# [Task statement]
Select every line below containing the word "React".

# [Data]
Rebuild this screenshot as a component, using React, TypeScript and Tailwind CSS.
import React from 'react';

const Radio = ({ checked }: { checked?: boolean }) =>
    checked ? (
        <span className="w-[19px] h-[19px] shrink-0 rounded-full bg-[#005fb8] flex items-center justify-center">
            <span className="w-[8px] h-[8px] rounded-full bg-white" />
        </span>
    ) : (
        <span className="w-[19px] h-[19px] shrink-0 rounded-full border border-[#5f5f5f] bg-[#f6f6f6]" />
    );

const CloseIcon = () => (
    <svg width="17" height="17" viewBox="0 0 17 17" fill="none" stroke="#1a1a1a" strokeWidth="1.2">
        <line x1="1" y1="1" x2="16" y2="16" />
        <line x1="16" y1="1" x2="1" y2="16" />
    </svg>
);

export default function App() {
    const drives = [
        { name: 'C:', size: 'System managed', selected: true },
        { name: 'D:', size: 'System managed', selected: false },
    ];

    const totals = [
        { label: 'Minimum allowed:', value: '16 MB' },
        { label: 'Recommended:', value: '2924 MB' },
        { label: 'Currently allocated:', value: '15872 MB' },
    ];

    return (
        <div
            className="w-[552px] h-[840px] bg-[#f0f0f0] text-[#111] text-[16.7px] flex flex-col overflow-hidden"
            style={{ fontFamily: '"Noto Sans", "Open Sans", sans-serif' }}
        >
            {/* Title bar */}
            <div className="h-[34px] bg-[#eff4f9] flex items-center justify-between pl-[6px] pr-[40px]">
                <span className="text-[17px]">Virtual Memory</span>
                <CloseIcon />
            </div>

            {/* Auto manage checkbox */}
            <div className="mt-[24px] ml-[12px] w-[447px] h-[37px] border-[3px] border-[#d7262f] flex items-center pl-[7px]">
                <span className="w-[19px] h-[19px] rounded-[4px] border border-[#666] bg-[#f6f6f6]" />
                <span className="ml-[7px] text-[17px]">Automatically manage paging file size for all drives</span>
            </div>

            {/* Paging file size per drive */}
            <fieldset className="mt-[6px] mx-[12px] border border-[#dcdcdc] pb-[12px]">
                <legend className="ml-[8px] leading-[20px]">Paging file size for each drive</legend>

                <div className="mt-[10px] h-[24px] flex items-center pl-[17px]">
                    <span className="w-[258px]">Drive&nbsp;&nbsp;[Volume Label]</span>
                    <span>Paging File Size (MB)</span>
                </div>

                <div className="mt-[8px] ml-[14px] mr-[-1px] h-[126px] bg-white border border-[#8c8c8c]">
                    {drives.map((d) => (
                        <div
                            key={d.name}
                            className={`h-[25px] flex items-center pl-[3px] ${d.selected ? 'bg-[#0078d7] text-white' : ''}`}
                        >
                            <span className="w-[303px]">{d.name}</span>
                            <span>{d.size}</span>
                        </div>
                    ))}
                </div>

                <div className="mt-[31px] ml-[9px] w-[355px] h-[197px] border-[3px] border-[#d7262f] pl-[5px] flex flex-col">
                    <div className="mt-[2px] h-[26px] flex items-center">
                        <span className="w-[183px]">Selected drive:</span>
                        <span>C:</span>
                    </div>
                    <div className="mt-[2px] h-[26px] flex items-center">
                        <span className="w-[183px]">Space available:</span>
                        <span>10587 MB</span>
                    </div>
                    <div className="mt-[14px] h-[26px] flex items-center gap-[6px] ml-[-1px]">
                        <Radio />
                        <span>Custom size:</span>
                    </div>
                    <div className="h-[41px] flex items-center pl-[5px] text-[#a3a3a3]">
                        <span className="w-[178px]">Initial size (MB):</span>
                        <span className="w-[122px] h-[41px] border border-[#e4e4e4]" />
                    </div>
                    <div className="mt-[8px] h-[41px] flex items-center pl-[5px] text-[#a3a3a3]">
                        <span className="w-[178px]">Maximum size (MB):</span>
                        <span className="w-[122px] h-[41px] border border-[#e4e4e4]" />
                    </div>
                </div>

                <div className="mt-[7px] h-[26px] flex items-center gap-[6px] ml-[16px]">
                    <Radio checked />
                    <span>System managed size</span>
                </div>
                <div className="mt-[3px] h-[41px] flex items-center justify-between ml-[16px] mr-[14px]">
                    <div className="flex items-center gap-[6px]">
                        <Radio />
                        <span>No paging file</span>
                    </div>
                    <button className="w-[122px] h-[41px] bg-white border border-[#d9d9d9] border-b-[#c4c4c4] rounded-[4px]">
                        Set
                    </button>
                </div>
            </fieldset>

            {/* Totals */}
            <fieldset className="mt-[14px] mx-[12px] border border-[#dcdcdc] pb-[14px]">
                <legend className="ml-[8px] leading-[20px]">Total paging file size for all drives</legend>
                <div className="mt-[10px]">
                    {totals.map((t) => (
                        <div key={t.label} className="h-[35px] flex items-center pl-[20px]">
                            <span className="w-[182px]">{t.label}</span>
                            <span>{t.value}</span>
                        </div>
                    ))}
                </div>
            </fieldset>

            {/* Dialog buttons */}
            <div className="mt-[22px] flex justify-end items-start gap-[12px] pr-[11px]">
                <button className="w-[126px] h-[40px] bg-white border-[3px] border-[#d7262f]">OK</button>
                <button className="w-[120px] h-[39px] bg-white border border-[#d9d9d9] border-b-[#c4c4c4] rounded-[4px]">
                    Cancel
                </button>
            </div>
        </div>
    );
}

# [Exercise output]
Rebuild this screenshot as a component, using React, TypeScript and Tailwind CSS.
import React from 'react';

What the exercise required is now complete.